─── Given information ───

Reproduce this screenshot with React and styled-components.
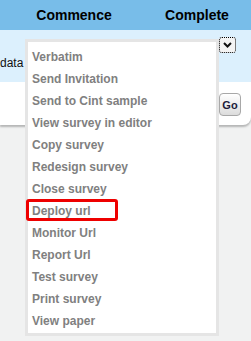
import React from 'react';
import { styled, createGlobalStyle } from 'styled-components';

const GlobalStyle = createGlobalStyle`
  body {
    margin: 0;
    background: #f1f2f2;
    font-family: 'Liberation Sans', Arial, sans-serif;
  }
`;

const actions = [
  'Verbatim',
  'Send Invitation',
  'Send to Cint sample',
  'View survey in editor',
  'Copy survey',
  'Redesign survey',
  'Close survey',
  'Deploy url',
  'Monitor Url',
  'Report Url',
  'Test survey',
  'Print survey',
  'View paper',
];

const App = () => {
  return (
    <StPage>
      <GlobalStyle />
      <StHeader>
        <StHeadCell>Commence</StHeadCell>
        <StHeadCell>Complete</StHeadCell>
      </StHeader>
      <StRow>
        <StLabel>data</StLabel>
        <StArrow>
          <svg width="9" height="6" viewBox="0 0 9 6">
            <path d="M1 1 L4.5 4.5 L8 1" fill="none" stroke="#111" strokeWidth="2" />
          </svg>
        </StArrow>
      </StRow>
      <StPanel>
        <StGo>Go</StGo>
      </StPanel>
      <StMenu>
        {actions.map((a) => (
          <StItem key={a} highlight={a === 'Deploy url' ? 1 : 0}>
            {a}
          </StItem>
        ))}
      </StMenu>
    </StPage>
  );
};

export default App;

const StPage = styled.div`
  position: relative;
  width: 251px;
  height: 341px;
  overflow: hidden;
`;

const StHeader = styled.div`
  display: flex;
  gap: 23px;
  padding-left: 24px;
  height: 30px;
  align-items: center;
  background: #78bde9;
`;

const StHeadCell = styled.div`
  width: 100px;
  text-align: center;
  font-size: 14px;
  font-weight: 700;
  color: #000;
`;

const StRow = styled.div`
  display: flex;
  justify-content: space-between;
  align-items: flex-start;
  height: 52px;
  background: #dcf0fd;
`;

const StLabel = styled.div`
  margin-top: 26px;
  font-size: 12px;
  color: #111;
`;

const StArrow = styled.div`
  margin: 7px 15px 0 0;
  width: 15px;
  height: 14px;
  border: 1px dotted #000;
  border-radius: 3px;
  display: flex;
  align-items: center;
  justify-content: center;
  background: #f4f4f4;
`;

const StPanel = styled.div`
  display: flex;
  justify-content: flex-end;
  height: 43px;
  padding: 11px 10px 0 0;
  box-sizing: border-box;
  background: #fff;
  border-bottom-right-radius: 8px;
  box-shadow: 0 2px 2px rgba(0, 0, 0, 0.25);
`;

const StGo = styled.div`
  width: 22px;
  height: 23px;
  box-sizing: border-box;
  border: 1px solid #a8a8a8;
  border-radius: 4px;
  background: linear-gradient(#ffffff, #dcdcdc);
  display: flex;
  align-items: center;
  justify-content: center;
  font-size: 11px;
  font-weight: 700;
  color: #1c1c3c;
`;

const StMenu = styled.div`
  position: absolute;
  left: 25px;
  top: 39px;
  width: 194px;
  height: 297px;
  box-sizing: border-box;
  border: 3px solid #e5e5e5;
  background: #fff;
  padding-top: 4px;
`;

const StItem = styled.div`
  position: relative;
  height: 22px;
  line-height: 22px;
  padding-left: 4px;
  font-size: 12px;
  font-weight: 700;
  color: #808080;
  white-space: nowrap;
  &::after {
    content: '';
    display: ${(props) => (props.highlight ? 'block' : 'none')};
    position: absolute;
    left: -2px;
    top: -1px;
    width: 92px;
    height: 22px;
    box-sizing: border-box;
    border: 3px solid #ee0000;
    border-radius: 3px;
  }
`;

───

=== Direction ===
Gather, from the listing above, every line carrying the word "React".

=== Final result ===
Reproduce this screenshot with React and styled-components.
import React from 'react';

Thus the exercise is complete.